- [Instruction] Restate all the material verbatim, except for the pictures.

— begin Information provided —

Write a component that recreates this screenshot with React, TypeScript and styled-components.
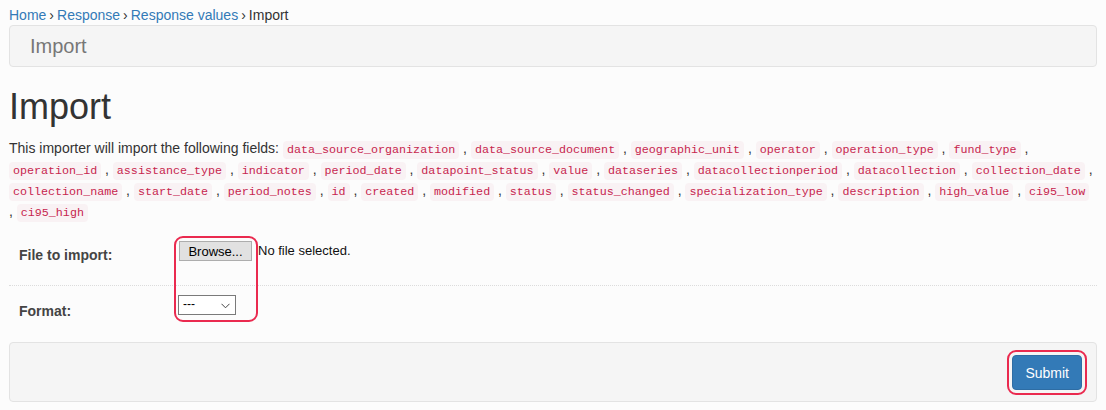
import React from 'react';
import styled, { createGlobalStyle } from 'styled-components';

const FIELDS = [
  'data_source_organization',
  'data_source_document',
  'geographic_unit',
  'operator',
  'operation_type',
  'fund_type',
  'operation_id',
  'assistance_type',
  'indicator',
  'period_date',
  'datapoint_status',
  'value',
  'dataseries',
  'datacollectionperiod',
  'datacollection',
  'collection_date',
  'collection_name',
  'start_date',
  'period_notes',
  'id',
  'created',
  'modified',
  'status',
  'status_changed',
  'specialization_type',
  'description',
  'high_value',
  'ci95_low',
  'ci95_high',
];

const colors = {
  text: '#333333',
  link: '#337ab7',
  muted: '#777777',
  well: '#f5f5f5',
  wellBorder: '#e3e3e3',
  annotation: '#ea2a4f',
};

const GlobalStyle = createGlobalStyle`
  html, body {
    margin: 0;
    padding: 0;
    background: #fcfcfc;
    font-family: "Liberation Sans", Arial, sans-serif;
    font-size: 14px;
    color: ${colors.text};
  }
`;

const Page = styled.div`
  width: 1088px;
  padding: 5px 9px 0 9px;
`;

const Breadcrumb = styled.div`
  line-height: 20px;
  height: 20px;
  white-space: nowrap;
`;

const Crumb = styled.a`
  color: ${colors.link};
  text-decoration: none;
`;

const Sep = styled.span`
  padding: 0 3px;
  color: ${colors.text};
`;

const Well = styled.div`
  background: ${colors.well};
  border: 1px solid ${colors.wellBorder};
  border-radius: 4px;
  box-sizing: border-box;
`;

const TitleWell = styled(Well)`
  height: 42px;
  padding: 0 20px;
  display: flex;
  align-items: center;
  font-size: 20px;
  color: ${colors.muted};
`;

const Heading = styled.h1`
  margin: 20px 0 11px 0;
  font-size: 36px;
  font-weight: 400;
  line-height: 40px;
  color: ${colors.text};
`;

const Intro = styled.p`
  margin: 0;
  padding-right: 3px;
  line-height: 21px;
`;

const Code = styled.code`
  font-family: "Liberation Mono", "DejaVu Sans Mono", monospace;
  font-size: 11.7px;
  line-height: 1;
  padding: 2px 4px;
  color: #c7254e;
  background: #f9f2f4;
  border-radius: 4px;
`;

const Form = styled.div`
  position: relative;
  margin-top: 10px;
`;

const Row = styled.div<{ $height: number; $divider?: boolean }>`
  display: grid;
  grid-template-columns: 170px 1fr;
  height: ${(p) => p.$height}px;
  border-bottom: ${(p) => (p.$divider ? '1px dotted #dcdcdc' : 'none')};
`;

const Label = styled.div<{ $offset: number }>`
  padding: ${(p) => p.$offset}px 0 0 10px;
  font-weight: 700;
  line-height: 20px;
  color: #444;
`;

const Controls = styled.div`
  padding-top: 9px;
  display: flex;
  align-items: flex-start;
  gap: 6px;
`;

const BrowseButton = styled.button`
  width: 73px;
  height: 20px;
  padding: 0;
  background: #e1e1e1;
  border: 1px solid #adadad;
  border-radius: 0;
  font-family: "Liberation Sans", Arial, sans-serif;
  font-size: 13px;
  color: #000;
`;

const FileName = styled.span`
  font-size: 13px;
  line-height: 20px;
  color: #111;
`;

const SelectBox = styled.div`
  position: relative;
  width: 58px;
  height: 20px;
  box-sizing: border-box;
  border: 1px solid #7a7a7a;
  background: #fff;
  font-size: 12px;
  line-height: 17px;
  padding-left: 4px;
  color: #000;
  margin-left: -1px;

  svg {
    position: absolute;
    right: 5px;
    top: 7px;
  }
`;

const Annotation = styled.div`
  position: absolute;
  left: 165px;
  top: 4px;
  width: 84px;
  height: 86px;
  box-sizing: border-box;
  border: 2px solid ${colors.annotation};
  border-radius: 9px;
  pointer-events: none;
`;

const FooterWell = styled(Well)`
  margin-top: 6px;
  height: 60px;
  padding: 12px 14px 0 0;
  display: flex;
  justify-content: flex-end;
  align-items: flex-start;
`;

const SubmitButton = styled.button`
  height: 35px;
  padding: 0 12px;
  background: #337ab7;
  border: 1px solid #2e6da4;
  border-radius: 4px;
  color: #fff;
  font-family: "Liberation Sans", Arial, sans-serif;
  font-size: 14px;
  outline: 2px solid ${colors.annotation};
  outline-offset: 3px;
`;

export default function App() {
  return (
    <Page>
      <GlobalStyle />
      <Breadcrumb>
        <Crumb href="#">Home</Crumb>
        <Sep>›</Sep>
        <Crumb href="#">Response</Crumb>
        <Sep>›</Sep>
        <Crumb href="#">Response values</Crumb>
        <Sep>›</Sep>
        Import
      </Breadcrumb>
      <TitleWell>Import</TitleWell>
      <Heading>Import</Heading>
      <Intro>
        This importer will import the following fields:{' '}
        {FIELDS.map((f, i) => (
          <React.Fragment key={f}>
            {i > 0 && ' , '}
            <Code>{f}</Code>
          </React.Fragment>
        ))}
      </Intro>
      <Form>
        <Row $height={53} $divider>
          <Label $offset={13}>File to import:</Label>
          <Controls>
            <BrowseButton type="button">Browse...</BrowseButton>
            <FileName>No file selected.</FileName>
          </Controls>
        </Row>
        <Row $height={50}>
          <Label $offset={15}>Format:</Label>
          <Controls>
            <SelectBox>
              ---
              <svg width="9" height="6" viewBox="0 0 9 6">
                <path d="M0.5 0.8 L4.5 4.8 L8.5 0.8" fill="none" stroke="#444" strokeWidth="1" />
              </svg>
            </SelectBox>
          </Controls>
        </Row>
        <Annotation />
      </Form>
      <FooterWell>
        <SubmitButton type="button">Submit</SubmitButton>
      </FooterWell>
    </Page>
  );
}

— end Information provided —

- [Final result]
Write a component that recreates this screenshot with React, TypeScript and styled-components.
import React from 'react';
import styled, { createGlobalStyle } from 'styled-components';

const FIELDS = [
  'data_source_organization',
  'data_source_document',
  'geographic_unit',
  'operator',
  'operation_type',
  'fund_type',
  'operation_id',
  'assistance_type',
  'indicator',
  'period_date',
  'datapoint_status',
  'value',
  'dataseries',
  'datacollectionperiod',
  'datacollection',
  'collection_date',
  'collection_name',
  'start_date',
  'period_notes',
  'id',
  'created',
  'modified',
  'status',
  'status_changed',
  'specialization_type',
  'description',
  'high_value',
  'ci95_low',
  'ci95_high',
];

const colors = {
  text: '#333333',
  link: '#337ab7',
  muted: '#777777',
  well: '#f5f5f5',
  wellBorder: '#e3e3e3',
  annotation: '#ea2a4f',
};

const GlobalStyle = createGlobalStyle`
  html, body {
    margin: 0;
    padding: 0;
    background: #fcfcfc;
    font-family: "Liberation Sans", Arial, sans-serif;
    font-size: 14px;
    color: ${colors.text};
  }
`;

const Page = styled.div`
  width: 1088px;
  padding: 5px 9px 0 9px;
`;

const Breadcrumb = styled.div`
  line-height: 20px;
  height: 20px;
  white-space: nowrap;
`;

const Crumb = styled.a`
  color: ${colors.link};
  text-decoration: none;
`;

const Sep = styled.span`
  padding: 0 3px;
  color: ${colors.text};
`;

const Well = styled.div`
  background: ${colors.well};
  border: 1px solid ${colors.wellBorder};
  border-radius: 4px;
  box-sizing: border-box;
`;

const TitleWell = styled(Well)`
  height: 42px;
  padding: 0 20px;
  display: flex;
  align-items: center;
  font-size: 20px;
  color: ${colors.muted};
`;

const Heading = styled.h1`
  margin: 20px 0 11px 0;
  font-size: 36px;
  font-weight: 400;
  line-height: 40px;
  color: ${colors.text};
`;

const Intro = styled.p`
  margin: 0;
  padding-right: 3px;
  line-height: 21px;
`;

const Code = styled.code`
  font-family: "Liberation Mono", "DejaVu Sans Mono", monospace;
  font-size: 11.7px;
  line-height: 1;
  padding: 2px 4px;
  color: #c7254e;
  background: #f9f2f4;
  border-radius: 4px;
`;

const Form = styled.div`
  position: relative;
  margin-top: 10px;
`;

const Row = styled.div<{ $height: number; $divider?: boolean }>`
  display: grid;
  grid-template-columns: 170px 1fr;
  height: ${(p) => p.$height}px;
  border-bottom: ${(p) => (p.$divider ? '1px dotted #dcdcdc' : 'none')};
`;

const Label = styled.div<{ $offset: number }>`
  padding: ${(p) => p.$offset}px 0 0 10px;
  font-weight: 700;
  line-height: 20px;
  color: #444;
`;

const Controls = styled.div`
  padding-top: 9px;
  display: flex;
  align-items: flex-start;
  gap: 6px;
`;

const BrowseButton = styled.button`
  width: 73px;
  height: 20px;
  padding: 0;
  background: #e1e1e1;
  border: 1px solid #adadad;
  border-radius: 0;
  font-family: "Liberation Sans", Arial, sans-serif;
  font-size: 13px;
  color: #000;
`;

const FileName = styled.span`
  font-size: 13px;
  line-height: 20px;
  color: #111;
`;

const SelectBox = styled.div`
  position: relative;
  width: 58px;
  height: 20px;
  box-sizing: border-box;
  border: 1px solid #7a7a7a;
  background: #fff;
  font-size: 12px;
  line-height: 17px;
  padding-left: 4px;
  color: #000;
  margin-left: -1px;

  svg {
    position: absolute;
    right: 5px;
    top: 7px;
  }
`;

const Annotation = styled.div`
  position: absolute;
  left: 165px;
  top: 4px;
  width: 84px;
  height: 86px;
  box-sizing: border-box;
  border: 2px solid ${colors.annotation};
  border-radius: 9px;
  pointer-events: none;
`;

const FooterWell = styled(Well)`
  margin-top: 6px;
  height: 60px;
  padding: 12px 14px 0 0;
  display: flex;
  justify-content: flex-end;
  align-items: flex-start;
`;

const SubmitButton = styled.button`
  height: 35px;
  padding: 0 12px;
  background: #337ab7;
  border: 1px solid #2e6da4;
  border-radius: 4px;
  color: #fff;
  font-family: "Liberation Sans", Arial, sans-serif;
  font-size: 14px;
  outline: 2px solid ${colors.annotation};
  outline-offset: 3px;
`;

export default function App() {
  return (
    <Page>
      <GlobalStyle />
      <Breadcrumb>
        <Crumb href="#">Home</Crumb>
        <Sep>›</Sep>
        <Crumb href="#">Response</Crumb>
        <Sep>›</Sep>
        <Crumb href="#">Response values</Crumb>
        <Sep>›</Sep>
        Import
      </Breadcrumb>
      <TitleWell>Import</TitleWell>
      <Heading>Import</Heading>
      <Intro>
        This importer will import the following fields:{' '}
        {FIELDS.map((f, i) => (
          <React.Fragment key={f}>
            {i > 0 && ' , '}
            <Code>{f}</Code>
          </React.Fragment>
        ))}
      </Intro>
      <Form>
        <Row $height={53} $divider>
          <Label $offset={13}>File to import:</Label>
          <Controls>
            <BrowseButton type="button">Browse...</BrowseButton>
            <FileName>No file selected.</FileName>
          </Controls>
        </Row>
        <Row $height={50}>
          <Label $offset={15}>Format:</Label>
          <Controls>
            <SelectBox>
              ---
              <svg width="9" height="6" viewBox="0 0 9 6">
                <path d="M0.5 0.8 L4.5 4.8 L8.5 0.8" fill="none" stroke="#444" strokeWidth="1" />
              </svg>
            </SelectBox>
          </Controls>
        </Row>
        <Annotation />
      </Form>
      <FooterWell>
        <SubmitButton type="button">Submit</SubmitButton>
      </FooterWell>
    </Page>
  );
}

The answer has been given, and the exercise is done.